キリスト教思想への招待
新型コロナはWHOにパンデミック(世界的流行)と認定されたが、それまで世界的に流行する疫病がなかったわけではない。治療法のなかった古代には多くの疫病がパンデミックになり、長期にわたって世界に流行した。ローマ帝国では、西暦165年ごろから天然痘(と思われる疫病)が大流行し、その後もたびたび流行を繰り返した。

歴史上有名なパンデミックは、皇帝ユリアヌス(在位361~63年)のときの大流行である。命を守れないローマ帝国の権威は失墜し、信者は天国で救われると説くキリスト教が疫病のように流行した。ユリアヌスはローマの土着信仰を否定するキリスト教徒を「無神論者」と非難して弾圧したが、その強さを次のようにたたえた。
無神論者をこの上もなく発達させた理由は、他者に対する人間愛、死者の埋葬に関する丁寧さ、よく鍛錬された生き方のまじめさである。[…]それぞれの町に病院を多く設置せよ。外来者が我々の人間愛にあずかることができるように(本書p.123)。
ここで「他者に対する人間愛」と訳されているのは親子の愛情ではなく、恋人の恋愛でもない。それは地域や親族集団とは無関係に信者を歓迎する隣人愛(philanthropia)であり、それを制度化したのが病院(hospice)だった。

キリスト教会という福祉国家

キリスト教は、このようなローカルな集団を超える普遍的な医療共同体として急速な発展を遂げた。もちろん当時は疫病の治療方法はなかったが、多くの患者は病院で栄養を補給するだけで延命できる。キリスト教は地域を超えた相互扶助を実現する「福祉国家」として信者を増やした。

初期キリスト教団の中心は、農耕社会から離れた商人や職人だった(イエスもパウロも職人だ)。彼らはローマ帝国の各地を旅し、地縁集団にも親族集団にも所属しないノマドだった。誰でも自由に参加でき、信仰によってのみ結びつくキリスト教会は、パウロの生み出したイノベーションだった。

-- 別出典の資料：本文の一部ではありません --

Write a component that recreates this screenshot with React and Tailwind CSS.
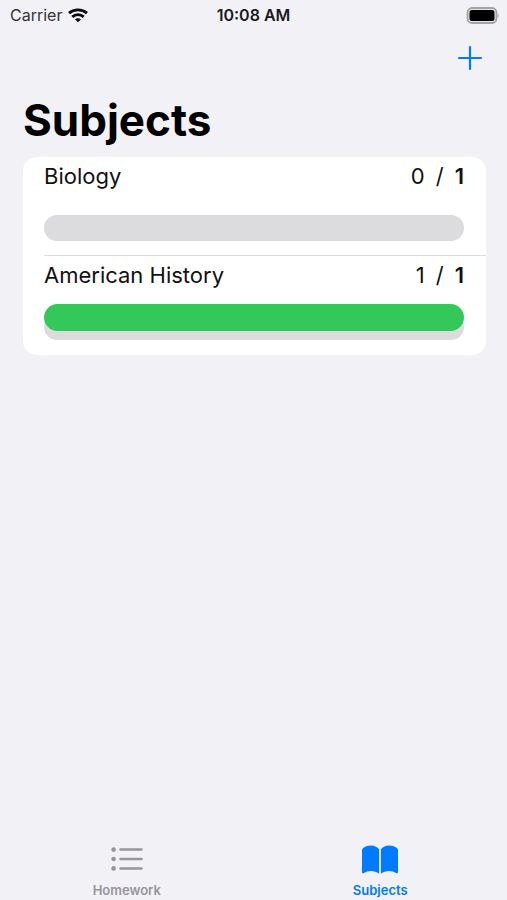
import React, { useState } from "react";

const subjects = [
  { id: 1, name: "Biology", done: 0, total: 1 },
  { id: 2, name: "American History", done: 1, total: 1 },
];

function WifiIcon() {
  return (
    <svg width="20" height="15" viewBox="0 0 20 15" fill="none" stroke="#0b0b0c" strokeWidth="2.9" aria-hidden="true">
      <path d="M1 5.2C6 .8 14 .8 19 5.2" />
      <path d="M4.3 8.8c3.3-2.9 8.1-2.9 11.4 0" />
      <path d="M10 14.3 7 11.4c1.7-1.5 4.300-1.500 6 0z" fill="#0b0b0c" stroke="none" />
    </svg>
  );
}

function BatteryIcon() {
  return (
    <svg width="33" height="17" viewBox="0 0 33 17" aria-hidden="true">
      <rect x="1.500" y="1" width="29" height="15" rx="4.5" fill="#e4e4e6" stroke="#a3a3a6" strokeWidth="1.8" />
      <rect x="3.500" y="3" width="25" height="11" rx="2.5" fill="#000" />
      <path d="M31.600 6.200c1.400.7 1.400 3.900 0 4.600z" fill="#a3a3a6" />
    </svg>
  );
}

function ListIcon() {
  return (
    <svg width="32" height="24" viewBox="0 0 32 24" aria-hidden="true">
      <g fill="currentColor">
        <circle cx="2.6" cy="2.6" r="2.3" />
        <circle cx="2.6" cy="12" r="2.3" />
        <circle cx="2.6" cy="21.4" r="2.3" />
      </g>
      <path d="M9.500 2.600h21M9.500 12h21M9.500 21.400h21" stroke="currentColor" strokeWidth="2.5" strokeLinecap="round" />
    </svg>
  );
}

function BookIcon() {
  return (
    <svg width="36" height="29" viewBox="0 0 36 29" fill="currentColor" aria-hidden="true">
      <path d="M17.1 4.2C15.2 1.7 12.4.4 9 .4 5.5.4 2.6 1.5.9 3.2.3 3.8 0 4.3 0 5.2V27c0 1.3 1 1.7 2 1 1.9-1.3 4.3-2 7-2 3 0 5.600.8 8.100 2.700z" />
      <path d="M18.9 4.2C20.8 1.7 23.6.4 27 .4c3.5 0 6.4 1.1 8.1 2.8.6.6.9 1.1.9 2V27c0 1.3-1 1.7-2 1-1.9-1.3-4.300-2-7-2-3 0-5.600.8-8.100 2.700z" />
    </svg>
  );
}

function SubjectRow({ subject }) {
  const percent = (subject.done / subject.total) * 100;

  return (
    <li className="group pl-[21px]">
      <div className="pr-[22px] pt-[3px] pb-[14px] border-b border-[#dcdcde] group-last:border-b-0 group-last:pb-[15px]">
        <div className="flex items-center justify-between text-[22px] leading-8 text-[#111111]">
          <span>{subject.name}</span>
          <span className="flex gap-[11px]">
            <span>{subject.done}</span>
            <span>/</span>
            <span className="font-semibold">{subject.total}</span>
          </span>
        </div>
        <div
          className="relative mt-[23px] h-[26px] rounded-full bg-[#dcdcde]"
          role="progressbar"
          aria-label={subject.name}
          aria-valuenow={percent}
        >
          {percent > 0 && (
            <div
              className="absolute left-0 -top-[10px] h-[27px] rounded-full bg-[#34c759]"
              style={{ width: `${percent}%` }}
            />
          )}
        </div>
      </div>
    </li>
  );
}

const tabs = [
  { id: "homework", label: "Homework", Icon: ListIcon },
  { id: "subjects", label: "Subjects", Icon: BookIcon },
];

export default function App() {
  const [active, setActive] = useState("subjects");

  return (
    <div className="min-h-screen flex flex-col bg-[#f2f1f6] font-['Inter',sans-serif] text-black">
      <div className="grid grid-cols-3 items-center h-[30px] px-2 text-base leading-5">
        <div className="flex items-center gap-[6px] pl-[2px] text-[#333336]">
          <span>Carrier</span>
          <WifiIcon />
        </div>
        <div className="text-center font-semibold text-[#1a1a1c]">10:08 AM</div>
        <div className="flex justify-end">
          <BatteryIcon />
        </div>
      </div>

      <header className="px-[23px]">
        <div className="flex justify-end h-14 items-center">
          <button type="button" aria-label="Add subject" className="text-[#007aff]">
            <svg width="26" height="26" viewBox="0 0 26 26" fill="none" stroke="currentColor" strokeWidth="2.2" strokeLinecap="round" aria-hidden="true">
              <path d="M12 2v22M1 13h22" />
            </svg>
          </button>
        </div>
        <h1 className="text-[44px] leading-[68px] font-bold">Subjects</h1>
      </header>

      <main className="flex-1 pl-[23px] pr-[21px] pt-[3px]">
        <ul className="bg-white rounded-[14px]">
          {subjects.map((s) => (
            <SubjectRow key={s.id} subject={s} />
          ))}
        </ul>
      </main>

      <nav className="grid grid-cols-2">
        {tabs.map(({ id, label, Icon }) => (
          <button
            key={id}
            type="button"
            onClick={() => setActive(id)}
            className={`flex flex-col items-center ${active === id ? "text-[#007aff]" : "text-[#96969b]"}`}
          >
            <span className="h-[42px] flex items-center">
              <Icon />
            </span>
            <span className="text-[13px] leading-5 font-semibold">{label}</span>
          </button>
        ))}
      </nav>
    </div>
  );
}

疫病によって地域は崩壊し、人々は共同体を離れて安全な場所に移動した。キリスト教徒はローマ帝国の各地を旅し、誰でも自由に参加でき、その中では信仰だけで結びついて助け合う共同体を形成した。

こうして1世紀にはカルトだったキリスト教は疫病の拡大とともに急成長し、最後はローマ帝国の国教になった。キリスト教は地域を超えた普遍的な歓待によって、彼らを弾圧したローマ帝国を乗っ取ってしまったのだ。

初期教会の開かれた共同体の普遍主義は、カトリック教会では異教的な伝統と混じってローカライズされたが、14世紀に黒死病が流行して地域の共同体が崩壊すると、プロテスタントは信仰によってのみ結びつく普遍主義に回帰した。戦争や疫病で人々が離散するとき、信仰共同体としてのキリスト教は成長するのだ。

同じようなマーケティングは現代でも使われている。創価学会から日本共産党に至るまで、主な信者は地縁共同体から離れて大企業のような組織にも所属しない自営業者や未組織労働者などのノマドであり、彼らの入信の動機は孤独や不幸である。

そして信徒は多額の献金をし、それを教団の中で共有する。この献金は教団を離れると無価値になるので、信仰のコミットメントを示すとともに、彼らが貧しくなったときは、教会に行けば必要な食事ができ、医療も受けられる。献金は保険のような役割も果たしているのだ。

今でもキリスト教徒は、海外で金をなくしたとき教会に駆け込むと、金を貸してくれる。アフリカの旧植民地では、キリスト教会が医療・福祉の役割をになっている。隣人愛とは抽象的な博愛ではなく、社会保障のような相互扶助の精神なのだ。